**DIRECTIONS FOR THIS TASK**
Give only the number of lines below that contain the word "page".

**RECORDS**
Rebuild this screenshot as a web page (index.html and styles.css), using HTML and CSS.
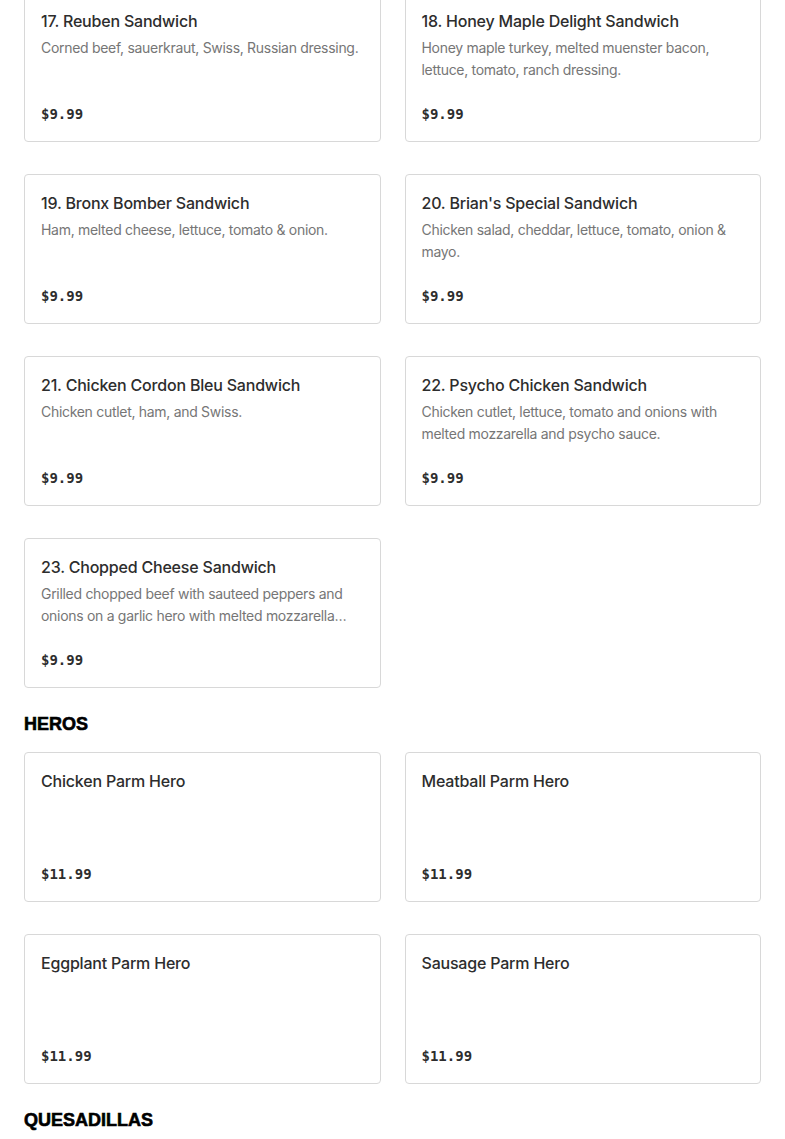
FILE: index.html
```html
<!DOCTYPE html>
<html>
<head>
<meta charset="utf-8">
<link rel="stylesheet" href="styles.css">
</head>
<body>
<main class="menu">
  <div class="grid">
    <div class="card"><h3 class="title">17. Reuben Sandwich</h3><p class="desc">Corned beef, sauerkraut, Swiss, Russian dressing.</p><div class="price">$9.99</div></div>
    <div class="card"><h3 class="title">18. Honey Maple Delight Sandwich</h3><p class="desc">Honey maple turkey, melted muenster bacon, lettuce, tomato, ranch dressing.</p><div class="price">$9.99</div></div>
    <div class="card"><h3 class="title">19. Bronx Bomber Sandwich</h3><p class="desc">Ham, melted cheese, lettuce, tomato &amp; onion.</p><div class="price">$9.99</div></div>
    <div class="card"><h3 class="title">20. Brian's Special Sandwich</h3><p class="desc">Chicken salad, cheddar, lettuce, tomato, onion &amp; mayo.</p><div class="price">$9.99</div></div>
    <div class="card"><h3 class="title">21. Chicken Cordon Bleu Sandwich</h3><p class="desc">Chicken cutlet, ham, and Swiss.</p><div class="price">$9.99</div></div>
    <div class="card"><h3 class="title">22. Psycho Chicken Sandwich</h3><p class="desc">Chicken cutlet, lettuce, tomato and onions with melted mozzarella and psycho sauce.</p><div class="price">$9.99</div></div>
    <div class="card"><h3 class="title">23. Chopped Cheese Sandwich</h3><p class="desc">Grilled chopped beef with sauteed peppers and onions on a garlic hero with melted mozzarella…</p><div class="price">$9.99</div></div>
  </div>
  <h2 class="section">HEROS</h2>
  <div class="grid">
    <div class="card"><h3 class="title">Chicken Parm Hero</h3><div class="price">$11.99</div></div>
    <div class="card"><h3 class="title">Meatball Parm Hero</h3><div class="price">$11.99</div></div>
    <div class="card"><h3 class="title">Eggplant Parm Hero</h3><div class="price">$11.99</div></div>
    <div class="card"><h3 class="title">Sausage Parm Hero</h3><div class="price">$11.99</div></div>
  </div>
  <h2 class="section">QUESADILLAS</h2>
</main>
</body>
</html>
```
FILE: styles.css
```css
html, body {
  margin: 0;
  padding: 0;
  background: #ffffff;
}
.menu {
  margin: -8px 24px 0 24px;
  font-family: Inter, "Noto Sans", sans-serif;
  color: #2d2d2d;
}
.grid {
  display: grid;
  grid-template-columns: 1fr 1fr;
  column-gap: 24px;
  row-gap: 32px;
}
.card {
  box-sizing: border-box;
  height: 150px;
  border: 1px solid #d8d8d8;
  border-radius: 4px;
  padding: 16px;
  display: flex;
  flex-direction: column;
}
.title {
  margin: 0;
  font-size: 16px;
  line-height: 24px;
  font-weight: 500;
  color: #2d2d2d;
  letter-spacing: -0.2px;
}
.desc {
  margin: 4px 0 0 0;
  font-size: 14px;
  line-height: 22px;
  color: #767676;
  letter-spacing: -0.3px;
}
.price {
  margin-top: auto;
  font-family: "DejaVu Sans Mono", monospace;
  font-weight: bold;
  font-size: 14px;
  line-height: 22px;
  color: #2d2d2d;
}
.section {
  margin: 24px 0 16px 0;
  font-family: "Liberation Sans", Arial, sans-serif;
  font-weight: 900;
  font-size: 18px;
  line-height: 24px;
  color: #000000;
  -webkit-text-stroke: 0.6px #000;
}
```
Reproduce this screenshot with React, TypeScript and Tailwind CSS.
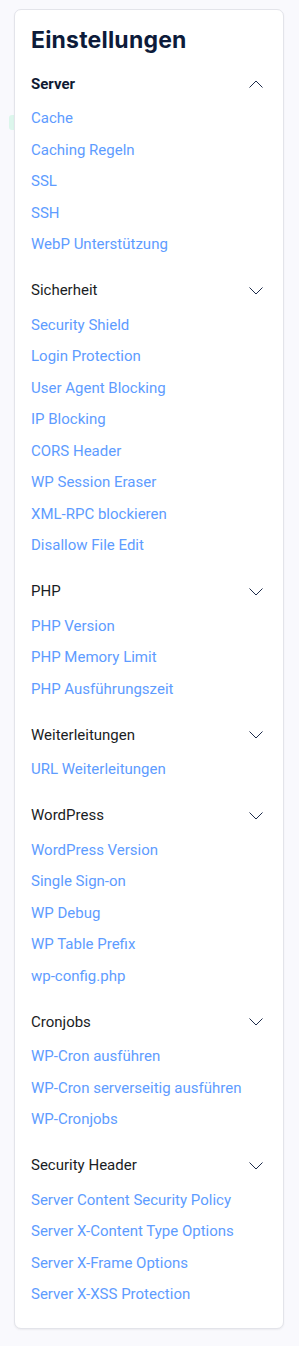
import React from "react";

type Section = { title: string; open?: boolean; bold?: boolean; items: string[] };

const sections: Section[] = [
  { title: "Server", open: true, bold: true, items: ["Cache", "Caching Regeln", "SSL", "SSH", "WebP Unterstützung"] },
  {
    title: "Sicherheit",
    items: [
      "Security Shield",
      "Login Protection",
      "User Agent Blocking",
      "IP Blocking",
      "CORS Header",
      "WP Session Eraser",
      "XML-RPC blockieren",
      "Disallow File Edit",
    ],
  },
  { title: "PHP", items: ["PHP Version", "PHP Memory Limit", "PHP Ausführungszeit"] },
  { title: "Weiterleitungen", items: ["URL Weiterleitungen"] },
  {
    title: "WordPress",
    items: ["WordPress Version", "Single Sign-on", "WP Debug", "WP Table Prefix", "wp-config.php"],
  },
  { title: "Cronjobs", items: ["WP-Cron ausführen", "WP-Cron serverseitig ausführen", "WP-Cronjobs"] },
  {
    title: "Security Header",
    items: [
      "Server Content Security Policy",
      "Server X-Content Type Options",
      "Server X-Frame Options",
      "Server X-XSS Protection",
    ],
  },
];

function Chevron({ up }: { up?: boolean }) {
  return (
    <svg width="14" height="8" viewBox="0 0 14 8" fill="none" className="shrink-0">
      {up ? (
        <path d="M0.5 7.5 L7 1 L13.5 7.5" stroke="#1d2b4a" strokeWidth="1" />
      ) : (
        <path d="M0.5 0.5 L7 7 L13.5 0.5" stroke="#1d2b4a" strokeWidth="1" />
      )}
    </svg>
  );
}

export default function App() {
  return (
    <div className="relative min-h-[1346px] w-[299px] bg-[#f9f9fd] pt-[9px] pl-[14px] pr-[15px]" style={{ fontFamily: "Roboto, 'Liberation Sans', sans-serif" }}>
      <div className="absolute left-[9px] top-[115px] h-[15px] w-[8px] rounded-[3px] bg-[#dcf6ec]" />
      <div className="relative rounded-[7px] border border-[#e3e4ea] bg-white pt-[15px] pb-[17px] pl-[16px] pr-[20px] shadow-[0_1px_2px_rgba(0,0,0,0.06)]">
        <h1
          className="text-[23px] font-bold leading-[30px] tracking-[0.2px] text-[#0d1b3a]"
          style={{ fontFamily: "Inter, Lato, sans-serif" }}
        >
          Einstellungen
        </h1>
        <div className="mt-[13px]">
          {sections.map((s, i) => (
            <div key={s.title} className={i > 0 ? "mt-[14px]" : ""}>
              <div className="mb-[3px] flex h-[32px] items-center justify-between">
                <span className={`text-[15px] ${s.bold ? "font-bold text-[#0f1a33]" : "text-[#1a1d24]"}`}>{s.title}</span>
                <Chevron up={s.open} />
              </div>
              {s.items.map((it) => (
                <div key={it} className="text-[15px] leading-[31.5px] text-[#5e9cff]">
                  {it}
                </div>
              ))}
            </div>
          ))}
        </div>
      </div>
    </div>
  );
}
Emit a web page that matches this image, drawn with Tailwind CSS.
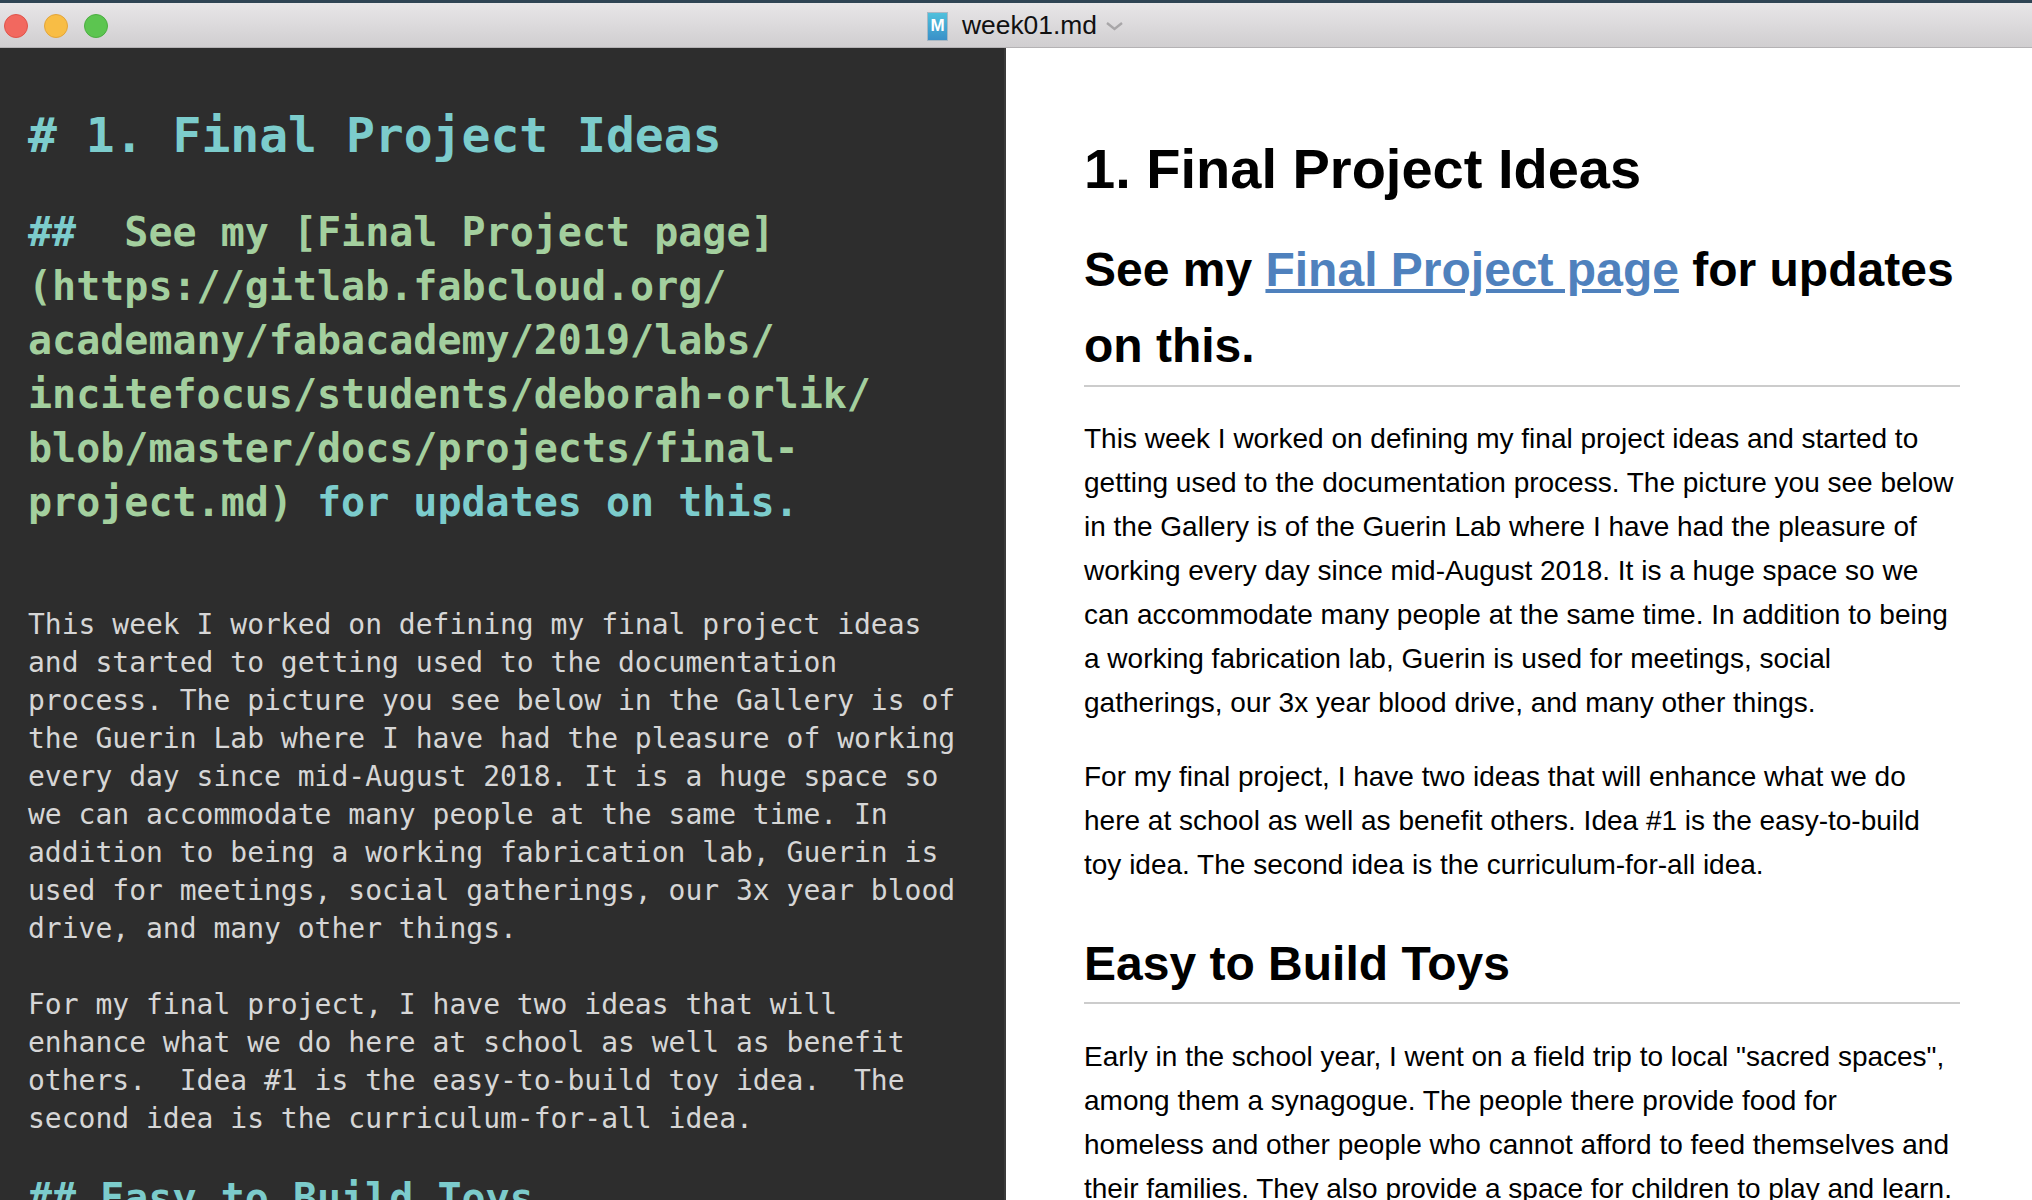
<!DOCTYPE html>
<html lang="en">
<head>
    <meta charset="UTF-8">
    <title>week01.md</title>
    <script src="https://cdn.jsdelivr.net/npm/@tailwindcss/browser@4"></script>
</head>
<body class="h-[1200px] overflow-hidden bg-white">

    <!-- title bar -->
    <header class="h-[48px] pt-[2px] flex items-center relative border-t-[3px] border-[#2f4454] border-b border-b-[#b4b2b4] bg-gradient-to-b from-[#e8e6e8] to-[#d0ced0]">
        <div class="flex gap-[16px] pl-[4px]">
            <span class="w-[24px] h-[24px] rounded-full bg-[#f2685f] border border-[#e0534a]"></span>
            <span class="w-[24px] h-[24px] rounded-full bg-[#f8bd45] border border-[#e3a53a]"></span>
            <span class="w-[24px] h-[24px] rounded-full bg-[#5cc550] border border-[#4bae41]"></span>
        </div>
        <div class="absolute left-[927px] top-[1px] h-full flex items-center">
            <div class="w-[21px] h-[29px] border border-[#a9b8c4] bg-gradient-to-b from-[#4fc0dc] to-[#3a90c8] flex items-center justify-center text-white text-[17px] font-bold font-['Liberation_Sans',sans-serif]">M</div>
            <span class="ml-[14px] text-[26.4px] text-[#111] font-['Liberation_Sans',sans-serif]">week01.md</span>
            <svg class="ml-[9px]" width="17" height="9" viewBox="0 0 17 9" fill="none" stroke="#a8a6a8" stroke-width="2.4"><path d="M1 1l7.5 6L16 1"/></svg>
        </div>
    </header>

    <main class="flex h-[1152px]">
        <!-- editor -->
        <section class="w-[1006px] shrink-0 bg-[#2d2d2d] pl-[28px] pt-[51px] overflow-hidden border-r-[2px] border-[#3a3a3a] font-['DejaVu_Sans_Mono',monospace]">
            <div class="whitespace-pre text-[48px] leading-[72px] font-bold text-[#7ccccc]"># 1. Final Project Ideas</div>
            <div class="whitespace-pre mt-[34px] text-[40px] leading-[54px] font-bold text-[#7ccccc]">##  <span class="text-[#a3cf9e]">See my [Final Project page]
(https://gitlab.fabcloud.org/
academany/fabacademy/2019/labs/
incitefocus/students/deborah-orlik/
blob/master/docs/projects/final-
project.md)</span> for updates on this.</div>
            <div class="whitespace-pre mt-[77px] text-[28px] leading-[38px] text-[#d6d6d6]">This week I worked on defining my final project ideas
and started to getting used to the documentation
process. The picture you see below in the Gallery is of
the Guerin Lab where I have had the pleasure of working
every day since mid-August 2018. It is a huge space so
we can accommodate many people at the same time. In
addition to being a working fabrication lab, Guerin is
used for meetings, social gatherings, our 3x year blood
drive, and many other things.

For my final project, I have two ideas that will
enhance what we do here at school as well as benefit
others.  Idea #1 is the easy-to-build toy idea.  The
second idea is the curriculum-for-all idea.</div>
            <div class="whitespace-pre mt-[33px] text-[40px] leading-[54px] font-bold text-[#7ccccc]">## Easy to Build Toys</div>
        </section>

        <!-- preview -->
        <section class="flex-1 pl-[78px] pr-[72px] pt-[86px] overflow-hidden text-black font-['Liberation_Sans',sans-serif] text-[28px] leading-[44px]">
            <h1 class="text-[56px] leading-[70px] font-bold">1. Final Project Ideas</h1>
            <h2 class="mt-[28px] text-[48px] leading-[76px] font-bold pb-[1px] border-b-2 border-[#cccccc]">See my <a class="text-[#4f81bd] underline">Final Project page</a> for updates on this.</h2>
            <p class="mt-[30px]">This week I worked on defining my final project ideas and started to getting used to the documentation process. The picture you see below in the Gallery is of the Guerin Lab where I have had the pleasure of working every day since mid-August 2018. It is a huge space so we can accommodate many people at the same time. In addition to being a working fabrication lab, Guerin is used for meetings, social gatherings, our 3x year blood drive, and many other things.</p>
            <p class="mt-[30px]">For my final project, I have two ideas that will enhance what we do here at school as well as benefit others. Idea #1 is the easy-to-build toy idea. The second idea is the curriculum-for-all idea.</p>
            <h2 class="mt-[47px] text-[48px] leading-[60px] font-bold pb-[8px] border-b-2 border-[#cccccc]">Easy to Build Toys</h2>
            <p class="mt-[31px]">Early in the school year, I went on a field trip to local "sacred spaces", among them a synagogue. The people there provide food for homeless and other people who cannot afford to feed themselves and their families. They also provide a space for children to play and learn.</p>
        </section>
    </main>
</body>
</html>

**EXPECTED OUTPUT**
4